Bankada çok param var
Kadını çok beğeniyor. Aralarında bir şeyler başlasın istiyor. Bir akşam yemeğe davet ediyor. Kadın kabul ediyor. Hava kararırken bordo kadife perdelerini araladıkları restorana giriyorlar. Üst katta sokak lambalarının aydınlattığı caddeye bakan bir masaya oturuyorlar.
Garson mönüyü getiriyor. Kadın mönüye göz atarken erkek birden “İstediğini seçebilirsin, ben ödeyeceğim” diyor. Kadın başını kaldırıp adama bakıyor. “Biliyorum, beni bu akşam sen davet ettin.”
Erkek aynı ana yemekten ikinci porsiyonu sipariş ederken kadına soruyor.
“Sen de ister misin?”
“Teşekkür ederim, devam ediyorum.”
“Ama çok lezzetli.”
“Teşekkür ederim.”
“Ben ödeyeceğim.”
Aynı sözü ikinci kez duyunca kadın huzursuz oluyor. “Acaba bana bunu söylemesini gerektirecek bir şey mi yaptım?” Yapmış olamaz. Evvelce bir kere bir şeyler içmişler, kadın kendi payını ona ödetmemiş. Erkeğin ilk daveti, çıktıkları ilk yemek.

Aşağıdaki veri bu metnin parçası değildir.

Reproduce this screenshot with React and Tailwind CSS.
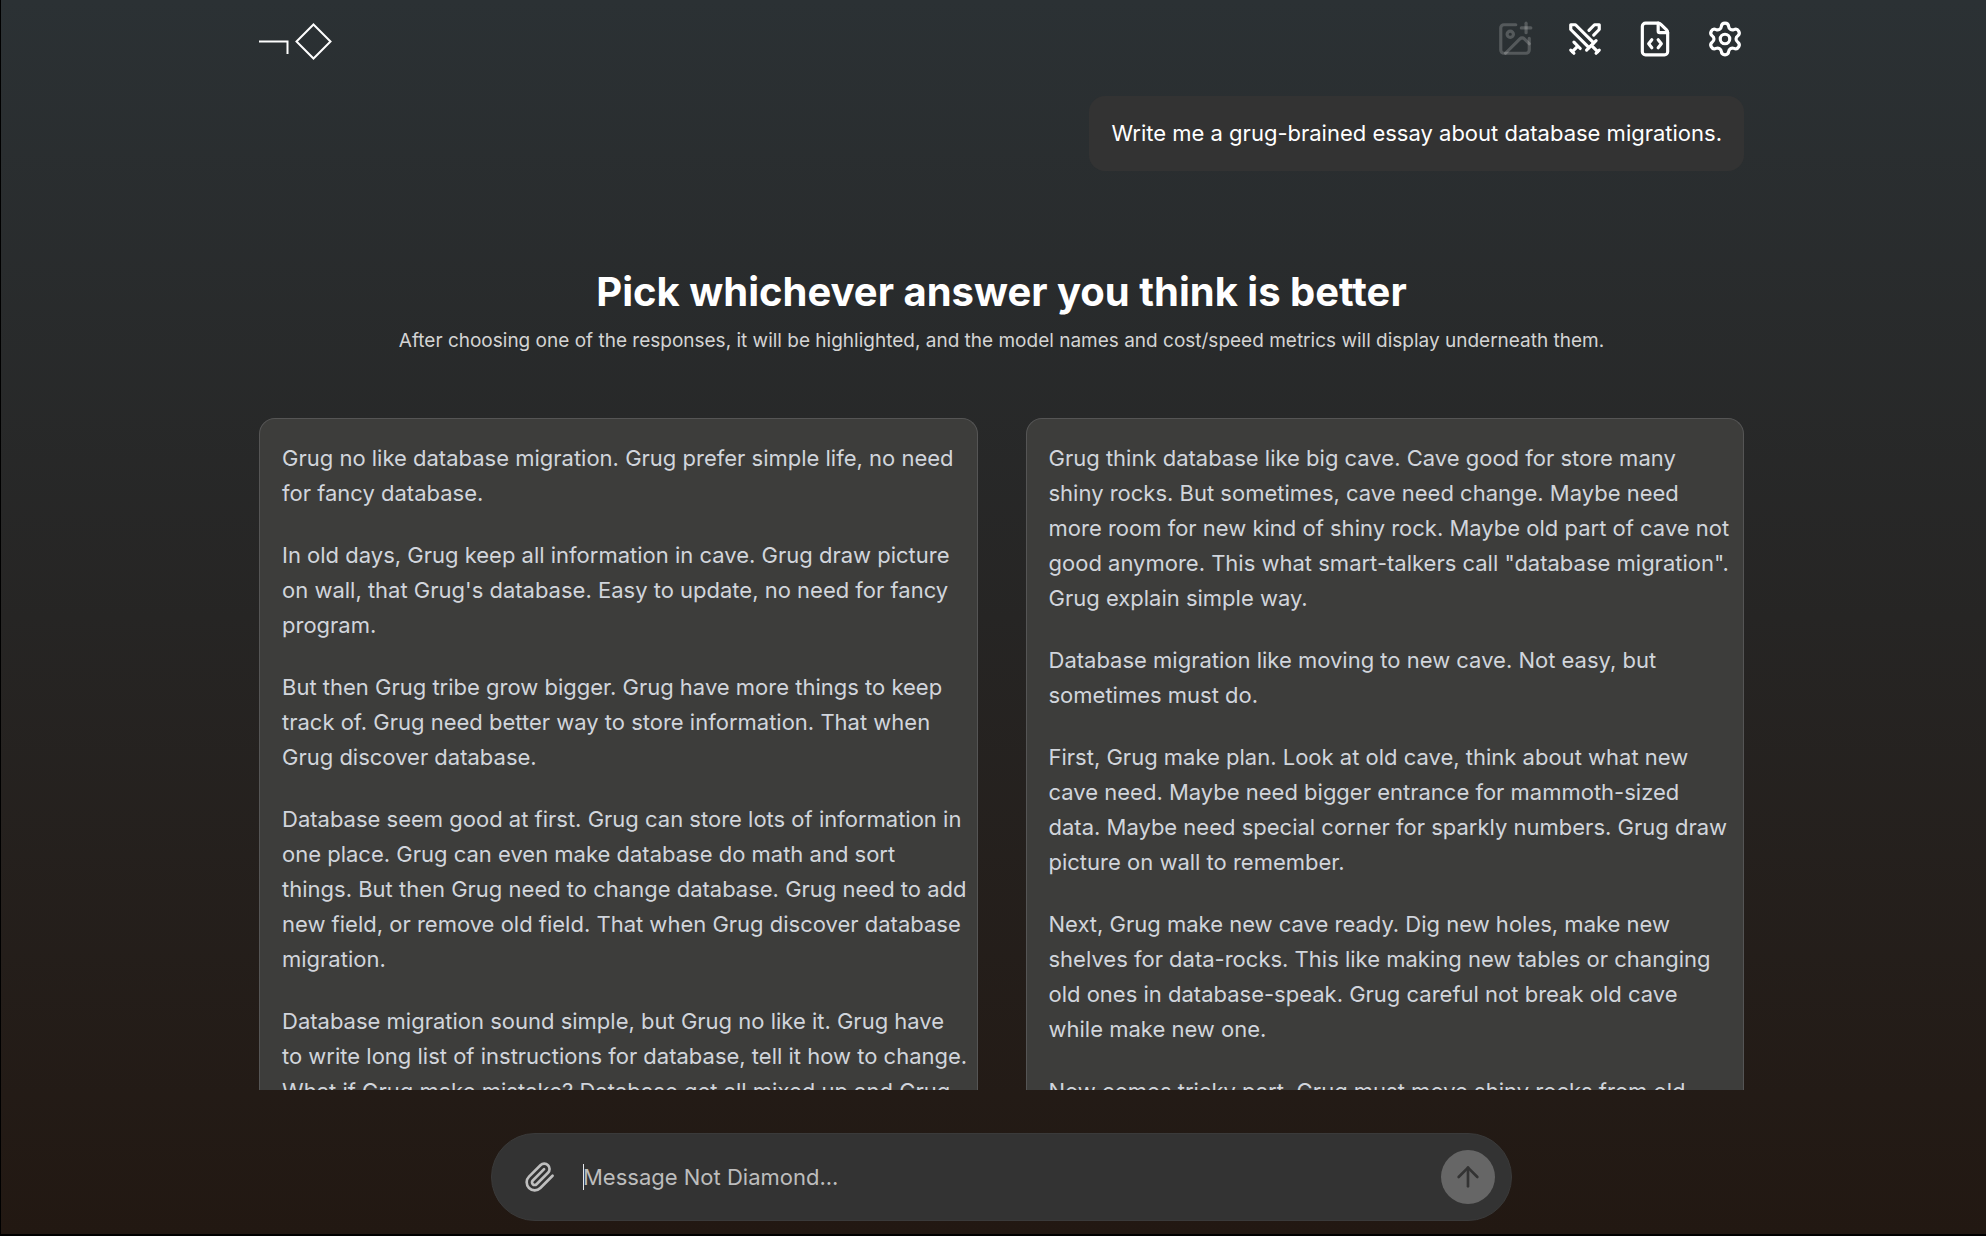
import React, { useState } from 'react';
import { ArrowUp, FileCode, ImagePlus, Settings, Swords } from 'lucide-react';

const leftAnswer = [
    'Grug no like database migration. Grug prefer simple life, no need for fancy database.',
    "In old days, Grug keep all information in cave. Grug draw picture on wall, that Grug's database. Easy to update, no need for fancy program.",
    'But then Grug tribe grow bigger. Grug have more things to keep track of. Grug need better way to store information. That when Grug discover database.',
    'Database seem good at first. Grug can store lots of information in one place. Grug can even make database do math and sort things. But then Grug need to change database. Grug need to add new field, or remove old field. That when Grug discover database migration.',
    'Database migration sound simple, but Grug no like it. Grug have to write long list of instructions for database, tell it how to change. What if Grug make mistake? Database get all mixed up and Grug',
];

const rightAnswer = [
    'Grug think database like big cave. Cave good for store many shiny rocks. But sometimes, cave need change. Maybe need more room for new kind of shiny rock. Maybe old part of cave not good anymore. This what smart-talkers call "database migration". Grug explain simple way.',
    'Database migration like moving to new cave. Not easy, but sometimes must do.',
    'First, Grug make plan. Look at old cave, think about what new cave need. Maybe need bigger entrance for mammoth-sized data. Maybe need special corner for sparkly numbers. Grug draw picture on wall to remember.',
    'Next, Grug make new cave ready. Dig new holes, make new shelves for data-rocks. This like making new tables or changing old ones in database-speak. Grug careful not break old cave while make new one.',
    'Now comes tricky part. Grug must move shiny rocks from old',
];

const Logo = () => (
    <svg width="73" height="38" viewBox="0 0 73 38" fill="none" stroke="white" strokeWidth="2" aria-label="Not Diamond">
        <path d="M0 18.5H28.5V31" />
        <path d="M54.5 1.5L71.5 18.5L54.5 35.5L37.5 18.5Z" />
    </svg>
);

const PaperclipIcon = () => (
    <svg width="32" height="32" viewBox="0 0 24 24" fill="none" stroke="currentColor" strokeWidth="2" strokeLinecap="round" strokeLinejoin="round">
        <path d="m21.44 11.05-9.19 9.19a6 6 0 0 1-8.49-8.49l8.57-8.57A4 4 0 1 1 18 8.84l-8.59 8.57a2 2 0 0 1-2.83-2.83l8.49-8.48" />
    </svg>
);

const AnswerCard = ({ paragraphs }) => (
    <article className="rounded-t-2xl border border-b-0 border-[#555555] bg-[#3d3d3b] py-[22px] pl-[22px] pr-2 text-[22px] leading-[35px] text-gray-300">
        {paragraphs.map((text) => (
            <p key={text} className="mb-[27px]">{text}</p>
        ))}
    </article>
);

const Header = () => (
    <header className="flex items-start justify-between pt-5">
        <a href="#home" className="pt-[3px]"><Logo /></a>
        <nav className="flex items-center gap-8">
            <button type="button" disabled aria-label="Generate image" className="text-white/20"><ImagePlus size={38} /></button>
            <button type="button" aria-label="Arena"><Swords size={38} /></button>
            <button type="button" aria-label="API docs"><FileCode size={38} /></button>
            <button type="button" aria-label="Settings"><Settings size={38} /></button>
        </nav>
    </header>
);

const Composer = () => {
    const [message, setMessage] = useState('');

    const handleSubmit = (e) => {
        e.preventDefault();
        setMessage('');
    };

    return (
        <form onSubmit={handleSubmit} className="mx-auto flex h-[88px] w-full max-w-[1021px] items-center rounded-full border border-[#3a3a3a] bg-[#333333] pl-8 pr-4">
            <button type="button" aria-label="Attach file" className="text-[#bfbfbf]"><PaperclipIcon /></button>
            <div className="ml-[27px] flex flex-1 items-center">
                <span className="-mr-px h-[26px] w-px bg-gray-200" />
                <input
                    type="text"
                    aria-label="Message"
                    value={message}
                    onChange={(e) => setMessage(e.target.value)}
                    placeholder="Message Not Diamond..."
                    className="w-full bg-transparent text-[22px] leading-8 text-white caret-white outline-none placeholder:text-[#bdbdbd]"
                />
            </div>
            <button type="submit" aria-label="Send" className="flex size-[54px] items-center justify-center rounded-full bg-[#666666] text-[#333333]">
                <ArrowUp size={32} />
            </button>
        </form>
    );
};

const App = () => {
    return (
        <div className="flex h-screen flex-col border-b-2 border-l border-black bg-linear-to-b from-[#2b3134] via-[#262524] via-50% to-[#221812] pl-4 font-['Inter',sans-serif] text-white">
            <div className="mx-auto flex min-h-0 w-full max-w-[1485px] flex-1 flex-col">
                <Header />
                <main className="mt-[35px] min-h-0 flex-1 overflow-hidden">
                    <div className="ml-auto w-fit rounded-2xl bg-[#333333] px-[22px] py-5 text-[22px] leading-[35px]">
                        Write me a grug-brained essay about database migrations.
                    </div>
                    <div className="mt-24 text-center">
                        <h1 className="text-[40px] font-bold leading-[50px]">Pick whichever answer you think is better</h1>
                        <p className="mt-[10px] text-[19px] leading-7 text-[#d4d4d4]">
                            After choosing one of the responses, it will be highlighted, and the model names and cost/speed metrics will display underneath them.
                        </p>
                    </div>
                    <div className="mt-[63px] grid grid-cols-2 gap-12">
                        <AnswerCard paragraphs={leftAnswer} />
                        <AnswerCard paragraphs={rightAnswer} />
                    </div>
                </main>
            </div>
            <footer className="pb-[13px] pt-[43px]">
                <Composer />
            </footer>
        </div>
    );
};

export default App;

Kadın ilk hatasında üzerini çizmek istemiyor. Ona şans vermekten yana.
Ertesi hafta bir akşam buluşuyorlar. Konuşurken erkeğin nefesi ağır geliyor kadına. “Soğan yedim” diyor. Arada dışarı çıkıp geliyor, soğan kokusuna sigara kokusu karışmış halde dönüyor, sohbete devam ediyor.
Yaz akşamı, hava güzel, arada esiyor. Kadın bunun son buluşmaları olduğunu düşünürken, erkek durup dururken “Bankada çok param var benim” diyor. Kadın ne dese düşünüyor, “Senin için sevindim” demekte karar kılıyor. “Hisse alıp satıyorum, daha da çoğaltıyorum” karşılığına gülümsemekle yetiniyor. Konuyu değiştirmeye çalışıyor. “Hava ne güzel.”
Kadın düşünüyor. Acaba kaç kadın onun bu sigarayla karışık soğan kokusuna, “Sen ye ben ödeyeceğim” tavrına tepki göstermedi? Acaba kaç kadın onu ne kadar süre çekti? Acaba kaç kadın bütün kabalığına rağmen onunla beraber olmaya devam etti? ... ki bu adam ısrarla beraber olma planları yaptığı kadının yanına soğan yiyerek gelmekten çekinmiyor.
Kırklarını bitirmeye hazırlanan bu erkek, bunca yılda bir kadının kalbini para kazanır gibi kazanamayacağını, para kadar kolay kazanamayacağını öğrenememiş.
Bir erkek belki düşkün bir kadını parasıyla yanında tutabilir. Veya kendini parayla, paranın sunduklarıyla takas etmekte sorun görmeyen bir kadınla bir süre beraber olabilir. Ama o kadına kendini sevdirebilir mi?
Eğer hem varlığıyla kadına hükmetmek hem de kendini ona sevdirmek istiyorsa, ikincisini yapamaz. “Yeter ki yanımda yatağımda dursun, malım gibi olsun, beni sevmese de olur” diyorsa, işte böyle kadınların yanına leş gibi kokarak gider.
Kadın kaba erkek sevmez. Durup dururken ona kendini eksik hissettiren, eksiği varsa bile bunu yüzüne vuran erkek sevmez.
Ömrünün hemen hemen yarısını tamamlamış bu erkek, her kadını yedirip içirerek, ona parasından bahsederek yanında tutabileceğini sanıyor.
Düşünemediği iki şey var. Bir, bu çağın kadını ihtiyacı varsa gider iş bulur hayatını kazanır. İki, kolaya kaçıp paralı erkek aramaya koyulsa bile o erkeği kaba olmayanlar arasından seçer.
Paracıklarını sayan erkeğe de soğan yiyip buluşmalara gitmek, evine dönüp yalnız uyumak düşer.